# Stated problem:
Copy out the material below in full, but not its images.

# Information supplied:
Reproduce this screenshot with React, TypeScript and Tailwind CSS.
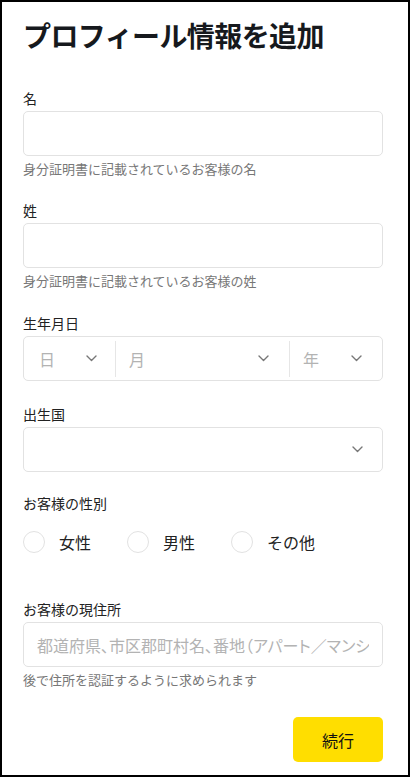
import React from "react"

const font = "font-['Noto_Sans_CJK_JP',sans-serif]"

function Chevron() {
  return (
    <svg width="11" height="7" viewBox="0 0 11 7" fill="none">
      <path d="M1 1l4.5 4.5L10 1" stroke="#777" strokeWidth="1.4" strokeLinecap="round" strokeLinejoin="round" />
    </svg>
  )
}

function Label({ children }: { children: React.ReactNode }) {
  return <div className="text-[14px] leading-[20px] text-[#222]">{children}</div>
}

function Help({ children }: { children: React.ReactNode }) {
  return <div className="mt-[4px] text-[13px] leading-[18px] text-[#777]">{children}</div>
}

function TextField({ label, help, placeholder, className }: { label: string; help: string; placeholder?: string; className?: string }) {
  return (
    <div className={className}>
      <Label>{label}</Label>
      <input
        type="text"
        placeholder={placeholder}
        className={`mt-[3px] block h-[45px] w-full rounded-[5px] border border-[#e2e2e2] bg-white px-[13px] text-[16px] text-[#222] outline-none [font-feature-settings:'palt'] placeholder:text-[#b3b3b3] ${font}`}
      />
      <Help>{help}</Help>
    </div>
  )
}

function Radio({ label }: { label: string }) {
  return (
    <label className="flex items-center gap-[14px]">
      <span className="h-[22px] w-[22px] rounded-full border border-[#e2e2e2] bg-white" />
      <span className="text-[16px] leading-[22px] text-[#222]">{label}</span>
    </label>
  )
}

export default function App() {
  return (
    <div className={`h-[777px] w-[410px] border-2 border-black bg-white pl-[21px] pr-[25px] pt-[15px] ${font}`}>
      {/* Title */}
      <h1 className="text-[28px] font-bold leading-[36px] tracking-[-0.6px] text-[#16191d]">プロフィール情報を追加</h1>

      {/* Names */}
      <TextField className="mt-[35px]" label="名" help="身分証明書に記載されているお客様の名" />
      <TextField className="mt-[22px]" label="姓" help="身分証明書に記載されているお客様の姓" />

      {/* Date of birth */}
      <div className="mt-[23px]">
        <Label>生年月日</Label>
        <div className="mt-[3px] flex h-[45px] items-center rounded-[5px] border border-[#e2e2e2]">
          <div className="flex w-[91px] items-center justify-between pl-[15px] pr-[18px]">
            <span className="text-[16px] text-[#b3b3b3]">日</span>
            <Chevron />
          </div>
          <div className="h-[36px] w-px bg-[#e6e6e6]" />
          <div className="flex flex-1 items-center justify-between pl-[13px] pr-[20px]">
            <span className="text-[16px] text-[#b3b3b3]">月</span>
            <Chevron />
          </div>
          <div className="h-[36px] w-px bg-[#e6e6e6]" />
          <div className="flex w-[92px] items-center justify-between pl-[13px] pr-[20px]">
            <span className="text-[16px] text-[#b3b3b3]">年</span>
            <Chevron />
          </div>
        </div>
      </div>

      {/* Country of birth */}
      <div className="mt-[23px]">
        <Label>出生国</Label>
        <div className="mt-[3px] flex h-[45px] items-center justify-end rounded-[5px] border border-[#e2e2e2] pr-[19px]">
          <Chevron />
        </div>
      </div>

      {/* Gender */}
      <div className="mt-[21px]">
        <Label>お客様の性別</Label>
        <div className="mt-[18px] flex gap-[36px]">
          <Radio label="女性" />
          <Radio label="男性" />
          <Radio label="その他" />
        </div>
      </div>

      {/* Address */}
      <TextField
        className="mt-[46px]"
        label="お客様の現住所"
        placeholder="都道府県、市区郡町村名、番地（アパート／マンション名、部屋番号）"
        help="後で住所を認証するように求められます"
      />

      <div className="mt-[28px] flex justify-end">
        <button className="h-[45px] w-[90px] rounded-[5px] bg-[#ffde00] text-[16px] text-[#111]">続行</button>
      </div>
    </div>
  )
}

# Full response:
Reproduce this screenshot with React, TypeScript and Tailwind CSS.
import React from "react"

const font = "font-['Noto_Sans_CJK_JP',sans-serif]"

function Chevron() {
  return (
    <svg width="11" height="7" viewBox="0 0 11 7" fill="none">
      <path d="M1 1l4.5 4.5L10 1" stroke="#777" strokeWidth="1.4" strokeLinecap="round" strokeLinejoin="round" />
    </svg>
  )
}

function Label({ children }: { children: React.ReactNode }) {
  return <div className="text-[14px] leading-[20px] text-[#222]">{children}</div>
}

function Help({ children }: { children: React.ReactNode }) {
  return <div className="mt-[4px] text-[13px] leading-[18px] text-[#777]">{children}</div>
}

function TextField({ label, help, placeholder, className }: { label: string; help: string; placeholder?: string; className?: string }) {
  return (
    <div className={className}>
      <Label>{label}</Label>
      <input
        type="text"
        placeholder={placeholder}
        className={`mt-[3px] block h-[45px] w-full rounded-[5px] border border-[#e2e2e2] bg-white px-[13px] text-[16px] text-[#222] outline-none [font-feature-settings:'palt'] placeholder:text-[#b3b3b3] ${font}`}
      />
      <Help>{help}</Help>
    </div>
  )
}

function Radio({ label }: { label: string }) {
  return (
    <label className="flex items-center gap-[14px]">
      <span className="h-[22px] w-[22px] rounded-full border border-[#e2e2e2] bg-white" />
      <span className="text-[16px] leading-[22px] text-[#222]">{label}</span>
    </label>
  )
}

export default function App() {
  return (
    <div className={`h-[777px] w-[410px] border-2 border-black bg-white pl-[21px] pr-[25px] pt-[15px] ${font}`}>
      {/* Title */}
      <h1 className="text-[28px] font-bold leading-[36px] tracking-[-0.6px] text-[#16191d]">プロフィール情報を追加</h1>

      {/* Names */}
      <TextField className="mt-[35px]" label="名" help="身分証明書に記載されているお客様の名" />
      <TextField className="mt-[22px]" label="姓" help="身分証明書に記載されているお客様の姓" />

      {/* Date of birth */}
      <div className="mt-[23px]">
        <Label>生年月日</Label>
        <div className="mt-[3px] flex h-[45px] items-center rounded-[5px] border border-[#e2e2e2]">
          <div className="flex w-[91px] items-center justify-between pl-[15px] pr-[18px]">
            <span className="text-[16px] text-[#b3b3b3]">日</span>
            <Chevron />
          </div>
          <div className="h-[36px] w-px bg-[#e6e6e6]" />
          <div className="flex flex-1 items-center justify-between pl-[13px] pr-[20px]">
            <span className="text-[16px] text-[#b3b3b3]">月</span>
            <Chevron />
          </div>
          <div className="h-[36px] w-px bg-[#e6e6e6]" />
          <div className="flex w-[92px] items-center justify-between pl-[13px] pr-[20px]">
            <span className="text-[16px] text-[#b3b3b3]">年</span>
            <Chevron />
          </div>
        </div>
      </div>

      {/* Country of birth */}
      <div className="mt-[23px]">
        <Label>出生国</Label>
        <div className="mt-[3px] flex h-[45px] items-center justify-end rounded-[5px] border border-[#e2e2e2] pr-[19px]">
          <Chevron />
        </div>
      </div>

      {/* Gender */}
      <div className="mt-[21px]">
        <Label>お客様の性別</Label>
        <div className="mt-[18px] flex gap-[36px]">
          <Radio label="女性" />
          <Radio label="男性" />
          <Radio label="その他" />
        </div>
      </div>

      {/* Address */}
      <TextField
        className="mt-[46px]"
        label="お客様の現住所"
        placeholder="都道府県、市区郡町村名、番地（アパート／マンション名、部屋番号）"
        help="後で住所を認証するように求められます"
      />

      <div className="mt-[28px] flex justify-end">
        <button className="h-[45px] w-[90px] rounded-[5px] bg-[#ffde00] text-[16px] text-[#111]">続行</button>
      </div>
    </div>
  )
}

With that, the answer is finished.